I've read that 'CAT-6' cabling is desirable and flexible.

I really haven't a clue, but is it reasonable to assume that a future occupant of the house might want/expect:
HDTVs and gaming in both living rooms, and the two main bedrooms; and something in the kitchen?

What sort of cabling & terminations would you recommend be installed in each room?
[is more than one CAT-6 cable needed in each room? are aerial sockets needed too? Is it worth having additional CAT-6 cables installed in kitchen, both living rooms and stairs for possible future CCTV/security? I've no satellite dish, but is it worth installing a cable from the loft-space down to somewhere??]

I really don't want to be OTT, but do want to ensure sensible provision given all the upheaval of a full house (power and electrics) re-wire.

Thanks, Ezio
 
Why go to the expense of doing work that you aren't going to benefit from?

Not having cat-6 in every room will not stop a house sale.
 
>>Why go to the expense of doing work that you aren't going to benefit from?

i) Because it might well add some value to the house
ii) Because my grandkids might have 'evolving' requirements
iii) I'll get some satisfaction from knowing it's a decent, modern house
 
when I built a recording studio in a mate's outhouse we added loads of cables between it and the house. Hardly any were used in anger before technology replaced them.
Cable types change as well.

I would concentrate on routes for cables. Run strings under floors to enable new cables of any type to be pulled through, and if possible plan a route so that cables can be routed upstairs and into a garage
If you can, a riser that allows cables to go upstairs into something like an airing cupboard is handy
 
You asked more-or-less the same question in the Electrics forum: https://www.diynot.com/diy/threads/full-wiring-diagram-with-a-house-re-wire.537018/#post-4530516

I say more-or-less because the impression from that thread was you were doing this for your own benefit now. In the question here though, the angle is more along the lines of adding value to a property. That's a different aspect, and it pulls in elements about knowing the housing market and who is likely to buy your house and whether they'd value structured wiring in the way you hope.

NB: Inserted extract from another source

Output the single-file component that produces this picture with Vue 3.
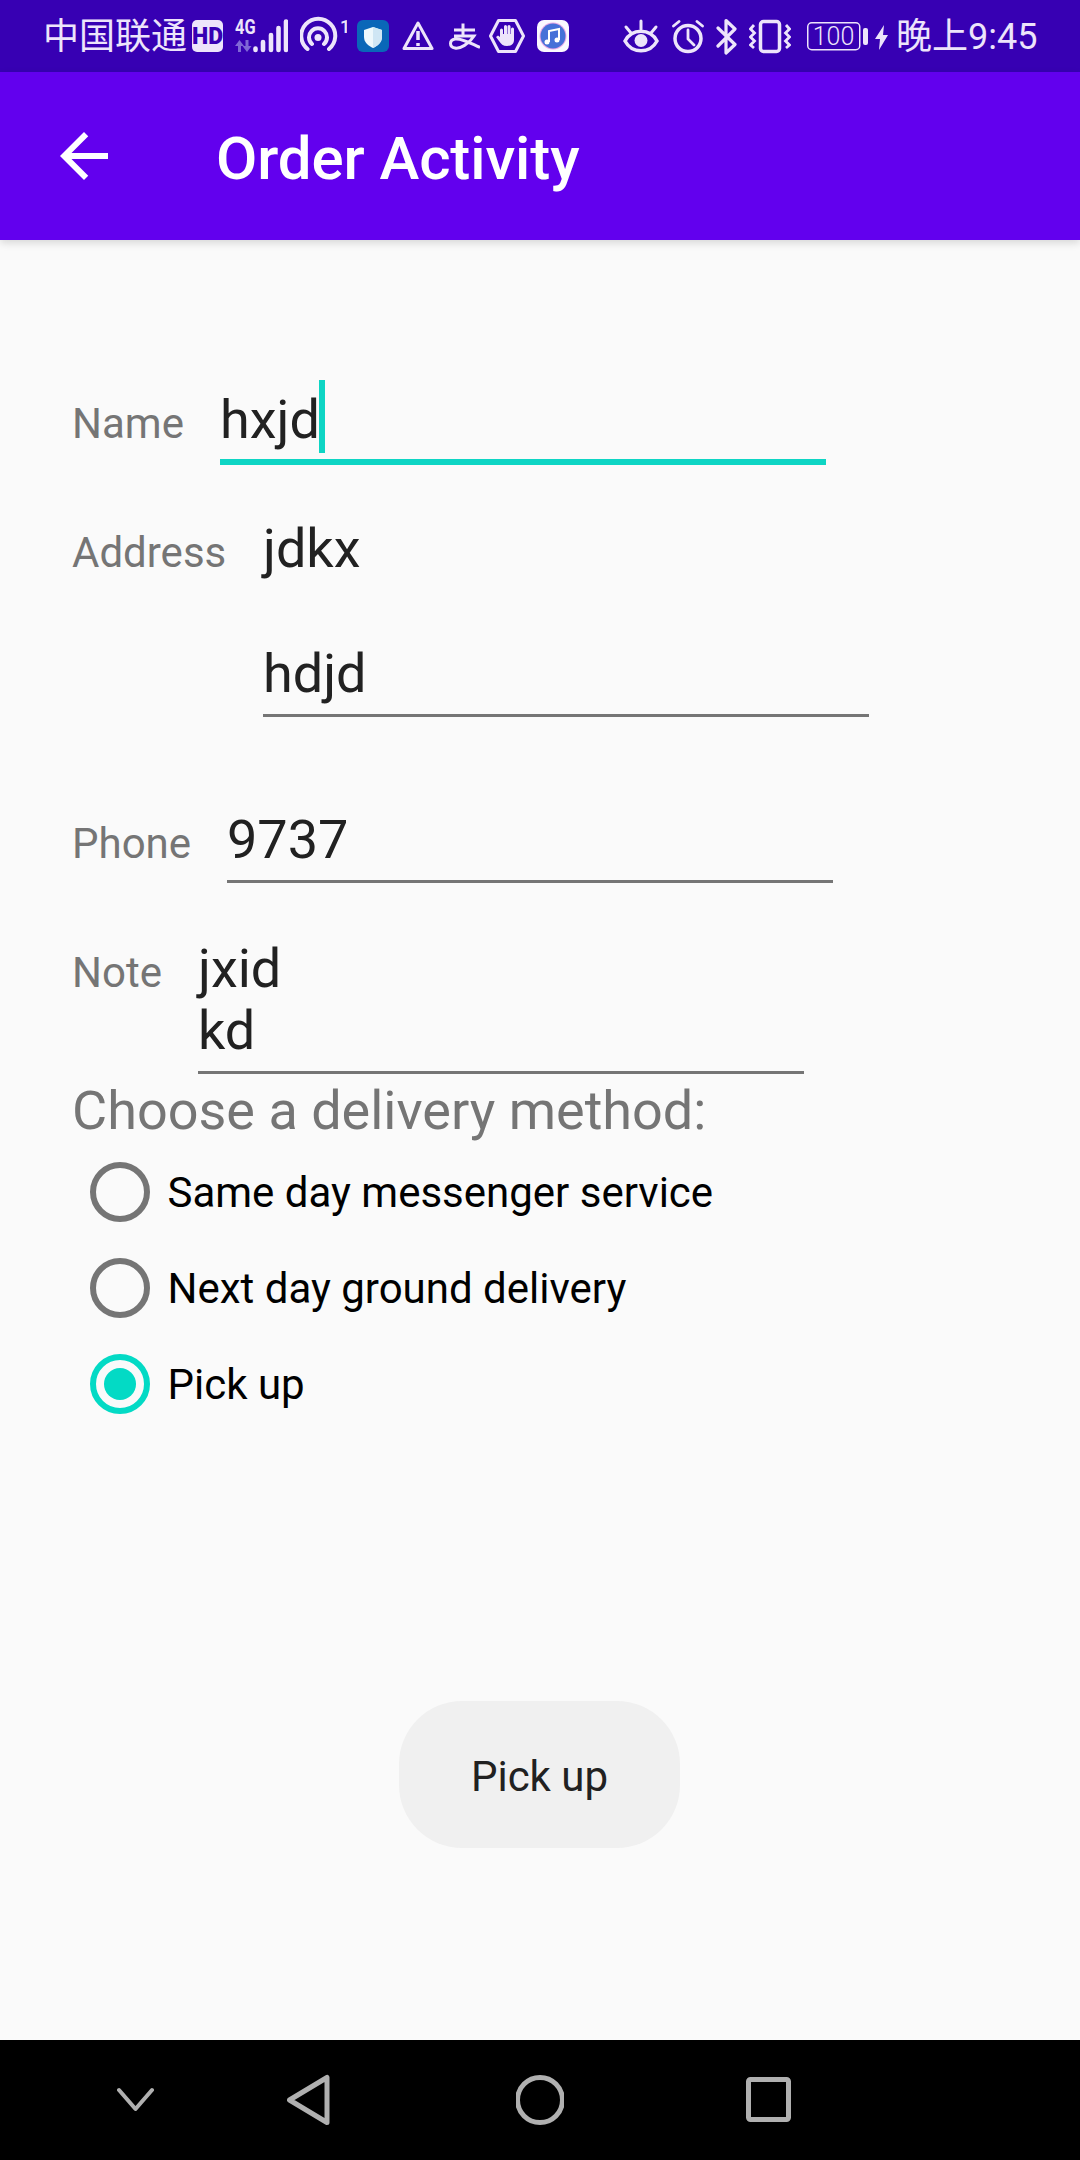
<script setup>
const radios = [
  { label: 'Same day messenger service', checked: false },
  { label: 'Next day ground delivery', checked: false },
  { label: 'Pick up', checked: true },
]
</script>

<template>
  <div class="page">
    <div class="status">
      <span class="carrier">中国联通</span>
      <svg class="i hd" width="31" height="72" viewBox="0 0 31 72">
        <rect x="0" y="20" width="31" height="32" rx="5" fill="#ede4fb" />
        <text x="15.5" y="44" text-anchor="middle" class="hd-text">HD</text>
      </svg>
      <svg class="i sig" width="53" height="72" viewBox="0 0 53 72">
        <text transform="translate(0 33.500) scale(0.82 1)" class="g4">4G</text>
        <path d="M4.500 40 L9 46 H6 V52 H3 V46 H0 Z M12 52 L16.500 46 H13.500 V40 H10.500 V46 H7.500 Z" fill="#8068d6" />
        <path d="M20.500 48.500 V50 M28 42 V50 M36 35 V50 M43.500 28 V50 M51 21.500 V50" stroke="#ede4fb" stroke-width="4.600" stroke-linecap="round" fill="none" />
      </svg>
      <svg class="i hot" width="47" height="72" viewBox="0 0 47 72">
        <path d="M7.500 49 A17 17 0 1 1 29 49 M12 44 A9 9 0 1 1 24 44" fill="none" stroke="#ede4fb" stroke-width="4" stroke-linecap="round" />
        <circle cx="18" cy="37.500" r="3.500" fill="#ede4fb" />
        <text x="40" y="33" class="one">1</text>
      </svg>
      <svg class="i shield" width="32" height="72" viewBox="0 0 32 72">
        <rect x="0" y="20" width="32" height="32" rx="6" fill="#0a67b8" />
        <path d="M16 27 L25 30 V37 C25 43 20 46 16 48 C12 46 7 43 7 37 V30 Z" fill="#eef8fc" />
        <path d="M16 27 L25 30 V37 C25 43 20 46 16 48 Z" fill="#cfe6f4" />
      </svg>
      <svg class="i warn" width="32" height="72" viewBox="0 0 32 72">
        <path d="M16 23 L30 48.500 H2 Z" fill="none" stroke="#ede4fb" stroke-width="3" stroke-linejoin="round" />
        <path d="M16 31 V40 M16 43 V46" stroke="#ede4fb" stroke-width="3.500" fill="none" />
      </svg>
      <svg class="i ali" width="32" height="72" viewBox="0 0 32 72">
        <path d="M6 30 H27 M15 23.500 V36 M6 36 H26 C21 44 12 49 7 48 C1 47 1 40 7 39 C14 38 22 43 32 47.500" fill="none" stroke="#ede4fb" stroke-width="3" />
      </svg>
      <svg class="i hand" width="36" height="72" viewBox="0 0 36 72">
        <path d="M9.500 20.500 H26.500 L34.500 36 L26.500 51.500 H9.500 L1.500 36 Z" fill="none" stroke="#ede4fb" stroke-width="3" stroke-linejoin="round" />
        <path d="M12.500 30 V38 M16.500 26.500 V36 M20 26.500 V36 M23.500 29 V38" stroke="#ede4fb" stroke-width="3" stroke-linecap="round" fill="none" />
        <path d="M11 34 H25 V40 C25 44 22 46 18 46 C14 46 12 44 10 41 L7 37 L9 35.500 L11 37 Z" fill="#ede4fb" />
      </svg>
      <svg class="i music" width="32" height="72" viewBox="0 0 32 72">
        <rect x="0" y="20" width="32" height="32" rx="7" fill="#fbf8ff" />
        <circle cx="16" cy="36" r="13.500" fill="#e9a8e6" />
        <circle cx="16" cy="36" r="12.500" fill="#4670d8" />
        <path d="M12 42 V31 L22 29 V40" fill="none" stroke="#fff" stroke-width="2" />
        <circle cx="10" cy="42" r="2.500" fill="#fff" />
        <circle cx="20" cy="40" r="2.500" fill="#fff" />
      </svg>

      <svg class="i eye" width="36" height="72" viewBox="0 0 36 72">
        <path d="M2 41 C9 28 27 28 34 41 C27 54 9 54 2 41 Z" fill="none" stroke="#ede4fb" stroke-width="3.500" />
        <circle cx="18" cy="40.500" r="6.500" fill="#ede4fb" />
        <path d="M18 21 V29 M3 27 L8 33 M33 27 L28 33" stroke="#ede4fb" stroke-width="3" stroke-linecap="round" fill="none" />
      </svg>
      <svg class="i alarm" width="32" height="72" viewBox="0 0 32 72">
        <circle cx="16" cy="38.500" r="13" fill="none" stroke="#ede4fb" stroke-width="3.500" />
        <path d="M16 30 V39 L22 45 M1.500 26 L7 21.500 M30.500 26 L25 21.500" fill="none" stroke="#ede4fb" stroke-width="2.800" stroke-linecap="round" />
      </svg>
      <svg class="i bt" width="21" height="72" viewBox="0 0 21 72">
        <path d="M2 28 L19 44.500 L10 53 V20.500 L19 29 L2 46" fill="none" stroke="#ede4fb" stroke-width="3.200" stroke-linecap="round" stroke-linejoin="round" />
      </svg>
      <svg class="i vib" width="42" height="72" viewBox="0 0 42 72">
        <rect x="11.500" y="21.500" width="19" height="30" rx="3" fill="none" stroke="#ede4fb" stroke-width="3.500" />
        <path d="M5 25 L1.500 29 L5.500 33 L1.500 37 L5.500 41 L1.500 45 L5 48 M37 25 L40.500 29 L36.500 33 L40.500 37 L36.500 41 L40.500 45 L37 48" fill="none" stroke="#ede4fb" stroke-width="2.800" />
      </svg>
      <svg class="i bat" width="61" height="72" viewBox="0 0 61 72">
        <rect x="0.750" y="22.750" width="52" height="27" rx="4" fill="none" stroke="#ede4fb" stroke-width="1.500" />
        <text x="26.500" y="45" text-anchor="middle" class="bat-text">100</text>
        <rect x="56" y="28" width="5" height="17" rx="2" fill="#ede4fb" />
      </svg>
      <svg class="i bolt" width="13" height="72" viewBox="0 0 13 72">
        <path d="M9 25 L0 39 H5 L4 50 L13 35 H8 Z" fill="#ede4fb" />
      </svg>
      <span class="time">晚上9:45</span>
    </div>

    <header class="appbar">
      <svg class="back" width="72" height="72" viewBox="0 0 24 24">
        <path d="M20 11H7.830l5.590-5.590L12 4l-8 8 8 8 1.410-1.410L7.830 13H20v-2z" fill="#fff" />
      </svg>
      <h1 class="title">Order Activity</h1>
    </header>

    <main class="main">
      <div class="row row-name">
        <span class="label">Name</span>
        <div class="field focused">hxjd<span class="caret"></span></div>
      </div>
      <div class="row row-address">
        <span class="label">Address</span>
        <div class="field">jdkx<br /><br />hdjd</div>
      </div>
      <div class="row row-phone">
        <span class="label">Phone</span>
        <div class="field">9737</div>
      </div>
      <div class="row row-note">
        <span class="label">Note</span>
        <div class="field">jxid<br />kd</div>
      </div>

      <div class="heading">Choose a delivery method:</div>

      <div class="radios">
        <div v-for="r in radios" :key="r.label" class="radio" :class="{ on: r.checked }">
          <span class="ring"><span v-if="r.checked" class="dot"></span></span>
          <span class="radio-label">{{ r.label }}</span>
        </div>
      </div>

      <button class="btn" type="button">Pick up</button>
    </main>

    <nav class="nav">
      <svg class="nav-chev" width="37" height="120" viewBox="0 0 37 120">
        <path d="M2 50 L18.500 69 L35 50" fill="none" stroke="#b0b0b0" stroke-width="4" stroke-linecap="round" stroke-linejoin="round" />
      </svg>
      <svg class="nav-back" width="43" height="120" viewBox="0 0 43 120">
        <path d="M40 37.500 V82.500 L2.500 60 Z" fill="none" stroke="#b0b0b0" stroke-width="5" stroke-linejoin="round" />
      </svg>
      <svg class="nav-home" width="48" height="120" viewBox="0 0 48 120">
        <circle cx="24" cy="60" r="22.500" fill="none" stroke="#b0b0b0" stroke-width="5" />
      </svg>
      <svg class="nav-recent" width="45" height="120" viewBox="0 0 45 120">
        <rect x="2.500" y="39.500" width="40" height="40" rx="2" fill="none" stroke="#b0b0b0" stroke-width="5" />
      </svg>
    </nav>
  </div>
</template>

<style scoped>
.page {
  width: 1080px;
  height: 2160px;
  display: flex;
  flex-direction: column;
  background: #fafafa;
  font-family: Roboto, "Noto Sans CJK SC", sans-serif;
  overflow: hidden;
}
.status {
  height: 72px;
  flex: none;
  display: flex;
  align-items: flex-start;
  background: #3700b3;
  color: #ede4fb;
  padding-left: 43px;
  font-size: 36px;
  line-height: 74px;
}
.status svg { flex: none; display: block; }
.carrier, .time { font-family: Roboto, "Noto Sans CJK SC", sans-serif; white-space: nowrap; }
.hd { margin-left: 5px; }
.sig { margin-left: 12px; }
.hot { margin-left: 12px; }
.shield { margin-left: 10px; }
.warn { margin-left: 13px; }
.ali { margin-left: 14px; }
.hand { margin-left: 9px; }
.music { margin-left: 12px; }
.eye { margin-left: 54px; }
.alarm { margin-left: 13px; }
.bt { margin-left: 12px; }
.vib { margin-left: 12px; }
.bat { margin-left: 16px; }
.bolt { margin-left: 7px; }
.time { margin-left: 8px; }
.hd-text { font: 900 23px Roboto, sans-serif; fill: #3700b3; }
.g4 { font: 700 20px Roboto, sans-serif; fill: #ede4fb; }
.one { font: 500 18px Roboto, sans-serif; fill: #ede4fb; }
.bat-text { font: 300 25px Roboto, sans-serif; fill: #ede4fb; }

.appbar {
  height: 168px;
  flex: none;
  display: flex;
  align-items: center;
  background: #6200ee;
  box-shadow: 0 3px 8px rgba(0, 0, 0, 0.14);
  padding-left: 48px;
  position: relative;
  z-index: 1;
}
.back { flex: none; }
.title {
  margin: 5px 0 0 96px;
  font-size: 60px;
  font-weight: 500;
  line-height: 70px;
  letter-spacing: -0.1px;
  color: #fff;
}

.main {
  flex: 1;
  display: flex;
  flex-direction: column;
  padding: 149px 0 0 72px;
}
.row {
  display: flex;
  align-items: baseline;
}
.label {
  flex: none;
  font-size: 42px;
  color: #757575;
}
.field {
  position: relative;
  width: 606px;
  font-size: 54px;
  line-height: 62.5px;
  color: #212121;
  padding-bottom: 9px;
  border-bottom: 3px solid #757575;
}
.field.focused {
  padding-bottom: 7px;
  border-bottom: 6px solid #0ed5c4;
}
.caret {
  position: absolute;
  left: 99px;
  top: -9px;
  width: 6px;
  height: 73px;
  background: #0ed5c4;
}
.row-name .label { width: 148px; }
.row-address { margin-top: 53px; }
.row-address .label { width: 191px; }
.row-phone { margin-top: 92px; }
.row-phone .label { width: 155px; }
.row-phone .field { padding-bottom: 8px; }
.row-note { margin-top: 55px; }
.row-note .label { width: 126px; }
.row-note .field { padding-bottom: 8px; }

.heading {
  margin-top: 5px;
  font-size: 54px;
  line-height: 63px;
  color: #757575;
}
.radios {
  margin-top: 2px;
  display: flex;
  flex-direction: column;
}
.radio {
  height: 96px;
  display: flex;
  align-items: center;
  padding-left: 18px;
}
.ring {
  flex: none;
  box-sizing: border-box;
  width: 60px;
  height: 60px;
  border: 6px solid #757575;
  border-radius: 50%;
  display: flex;
  align-items: center;
  justify-content: center;
}
.radio.on .ring { border-color: #03dac5; }
.dot {
  width: 32px;
  height: 32px;
  border-radius: 50%;
  background: #03dac5;
}
.radio-label {
  margin: 2px 0 0 17.500px;
  font-size: 42px;
  line-height: 49px;
  color: #000;
}
.btn {
  align-self: flex-start;
  margin: 269px 0 0 327px;
  width: 281px;
  height: 147px;
  border: 0;
  border-radius: 63px;
  background: #f0f0f0;
  color: #212121;
  font-family: Roboto, sans-serif;
  font-size: 42px;
  padding: 4px 0 0;
}

.nav {
  height: 120px;
  flex: none;
  display: flex;
  align-items: flex-start;
  background: #000;
}
.nav svg { flex: none; display: block; }
.nav-chev { margin-left: 117px; }
.nav-back { margin-left: 133px; }
.nav-home { margin-left: 186px; }
.nav-recent { margin-left: 182px; }
</style>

Part of my catchment area for business includes the premium market homes in Bowden, Hale Barns, Alderley Edge, Prestbury, Mobberly, Knutsford and Didsbury. Nearly all except apartments are large detached with grounds, often with 12+ rooms plus gyms / pools / cinemas etc. Prices go from £2-million up, and higher-end home will tip the scales at £5-million or more. Since the crash in 2007, there's been and increasing trend to do extensive remodelling on these types of houses. Anything that has been reworked in the last 10 years or so will have a full structured wiring package in place. Quite a while ago (2008/2009 I think) I did come across a story from a developer where a prospective buyer dismissed one house because it wasn't fully wired. I haven't come across that since, but that's because in most cases the house has already been upgraded, or it's being bought with a view to doing major works.

Coming more down to earth, I've got customers who have barely moved on from Sky in the lounge and the bedroom, and Freeview to the rest of the house. Their needs are more basic because they're either not so tech-savvy, or they're just not interested. Trying to get them to pay a small premium for something they either don't understand or don't value is an uphill struggle.

You see, for the average person, they won't really appreciate the benefits of what structured wiring can bring to the gear they may own or buy after moving until they've lived with it for a while. How do you get them to do that?

What I would suggest for you is what happens with some of the developers that I work with. Since the walls and floors will already be open, run the cabling to all the key points (I've already detailed that in your previous thread), but don't fit the socket wall plates. Use blanking plates instead. Leave the cable tails coiled up inside the pattress or back boxes.

I would also wire two ways for TV, radio, satellite. The first is a multiswitch which will pull together all three services. The addition to that would be a direct connection from the dish position to the most likely location for a Sky Q main box. You want two wires for that. This covers you for Freeview, Freesat, FM, DAB and Sky Q.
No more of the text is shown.